▶ _EXERCISE PROMPT_:
Word for word, print each line of the listing below; pictures stay out.

◆ ◆ ◆ ◆ ◆ ◆ ◆

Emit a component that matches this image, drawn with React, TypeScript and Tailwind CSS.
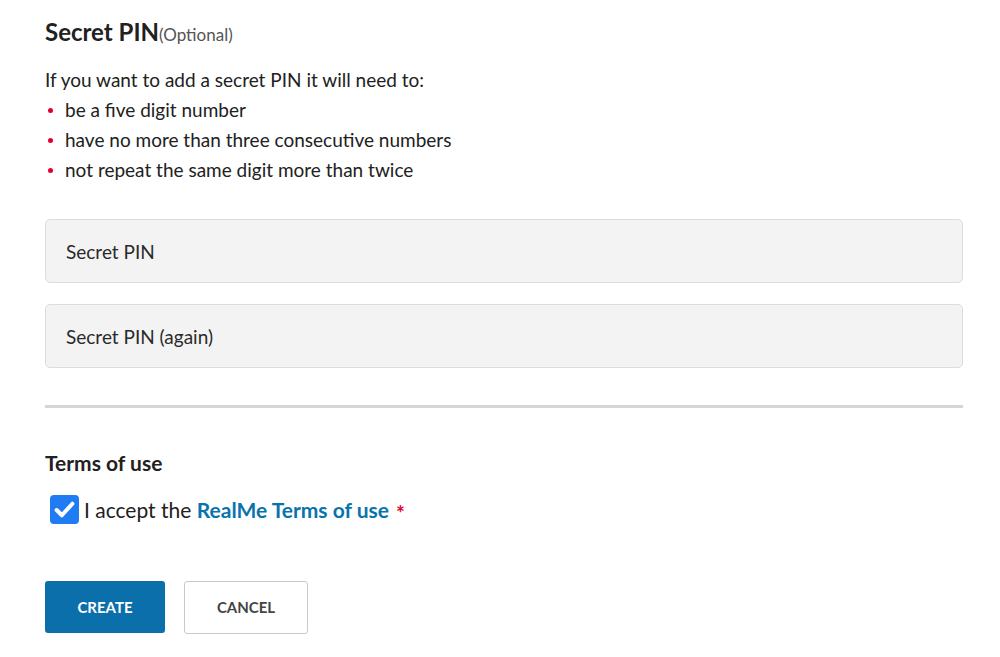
import React from 'react';

const font = { fontFamily: 'Lato, "Open Sans", sans-serif' };

export default function App() {
  return (
    <div className="min-h-[657px] bg-white px-[45px] pt-[16px] text-[#212121]" style={font}>
      <h2 className="flex items-baseline">
        <span className="text-[24px] font-bold leading-[32px]">Secret PIN</span>
        <span className="text-[17px] text-[#555]">(Optional)</span>
      </h2>
      <p className="mt-[17px] text-[19px] leading-[30px]">If you want to add a secret PIN it will need to:</p>
      <ul className="text-[19px] leading-[30px]">
        {['be a five digit number', 'have no more than three consecutive numbers', 'not repeat the same digit more than twice'].map((t) => (
          <li key={t} className="flex items-center">
            <span className="ml-[3px] mr-[12px] h-[5px] w-[5px] rounded-full bg-[#e4002b]" />
            {t}
          </li>
        ))}
      </ul>
      <div className="mt-[34px] flex w-[918px] flex-col gap-[21px]">
        <input
          placeholder="Secret PIN"
          className="h-[64px] rounded-[5px] border border-[#dcdcdc] bg-[#f3f3f3] px-[20px] text-[19px] placeholder:text-[#2a2a2a] outline-none"
          style={font}
        />
        <input
          placeholder="Secret PIN (again)"
          className="h-[64px] rounded-[5px] border border-[#dcdcdc] bg-[#f3f3f3] px-[20px] text-[19px] placeholder:text-[#2a2a2a] outline-none"
          style={font}
        />
      </div>
      <hr className="mt-[37px] w-[918px] border-t-[3px] border-[#d6d6d6]" />
      <h3 className="mt-[41px] text-[21px] font-bold leading-[28px]">Terms of use</h3>
      <label className="mt-[18px] flex items-center text-[21px] leading-[28px]">
        <span className="ml-[5px] mr-[5px] flex h-[29px] w-[29px] items-center justify-center rounded-[4px] bg-[#1f7cf2]">
          <svg width="21" height="17" viewBox="0 0 20 16" fill="none">
            <path d="M2.5 8.5l5 5L17.5 2.5" stroke="white" strokeWidth="3.8" strokeLinecap="round" strokeLinejoin="round" />
          </svg>
        </span>
        I accept the&nbsp;
        <a className="font-bold text-[#0a73ad]">RealMe Terms of use</a>
        <span className="relative top-[3px] ml-[7px] text-[21px] font-bold leading-none text-[#e4002b]">*</span>
      </label>
      <div className="mt-[57px] flex gap-[19px]">
        <button className="h-[52px] w-[120px] rounded-[3px] bg-[#0a6fab] text-[15px] font-bold text-white">CREATE</button>
        <button className="h-[53px] w-[124px] rounded-[3px] border border-[#c9c9c9] bg-white text-[15px] font-bold text-[#444]">CANCEL</button>
      </div>
    </div>
  );
}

◆ ◆ ◆ ◆ ◆ ◆ ◆

▶ _IN RESPONSE_:
Emit a component that matches this image, drawn with React, TypeScript and Tailwind CSS.
import React from 'react';

const font = { fontFamily: 'Lato, "Open Sans", sans-serif' };

export default function App() {
  return (
    <div className="min-h-[657px] bg-white px-[45px] pt-[16px] text-[#212121]" style={font}>
      <h2 className="flex items-baseline">
        <span className="text-[24px] font-bold leading-[32px]">Secret PIN</span>
        <span className="text-[17px] text-[#555]">(Optional)</span>
      </h2>
      <p className="mt-[17px] text-[19px] leading-[30px]">If you want to add a secret PIN it will need to:</p>
      <ul className="text-[19px] leading-[30px]">
        {['be a five digit number', 'have no more than three consecutive numbers', 'not repeat the same digit more than twice'].map((t) => (
          <li key={t} className="flex items-center">
            <span className="ml-[3px] mr-[12px] h-[5px] w-[5px] rounded-full bg-[#e4002b]" />
            {t}
          </li>
        ))}
      </ul>
      <div className="mt-[34px] flex w-[918px] flex-col gap-[21px]">
        <input
          placeholder="Secret PIN"
          className="h-[64px] rounded-[5px] border border-[#dcdcdc] bg-[#f3f3f3] px-[20px] text-[19px] placeholder:text-[#2a2a2a] outline-none"
          style={font}
        />
        <input
          placeholder="Secret PIN (again)"
          className="h-[64px] rounded-[5px] border border-[#dcdcdc] bg-[#f3f3f3] px-[20px] text-[19px] placeholder:text-[#2a2a2a] outline-none"
          style={font}
        />
      </div>
      <hr className="mt-[37px] w-[918px] border-t-[3px] border-[#d6d6d6]" />
      <h3 className="mt-[41px] text-[21px] font-bold leading-[28px]">Terms of use</h3>
      <label className="mt-[18px] flex items-center text-[21px] leading-[28px]">
        <span className="ml-[5px] mr-[5px] flex h-[29px] w-[29px] items-center justify-center rounded-[4px] bg-[#1f7cf2]">
          <svg width="21" height="17" viewBox="0 0 20 16" fill="none">
            <path d="M2.5 8.5l5 5L17.5 2.5" stroke="white" strokeWidth="3.8" strokeLinecap="round" strokeLinejoin="round" />
          </svg>
        </span>
        I accept the&nbsp;
        <a className="font-bold text-[#0a73ad]">RealMe Terms of use</a>
        <span className="relative top-[3px] ml-[7px] text-[21px] font-bold leading-none text-[#e4002b]">*</span>
      </label>
      <div className="mt-[57px] flex gap-[19px]">
        <button className="h-[52px] w-[120px] rounded-[3px] bg-[#0a6fab] text-[15px] font-bold text-white">CREATE</button>
        <button className="h-[53px] w-[124px] rounded-[3px] border border-[#c9c9c9] bg-white text-[15px] font-bold text-[#444]">CANCEL</button>
      </div>
    </div>
  );
}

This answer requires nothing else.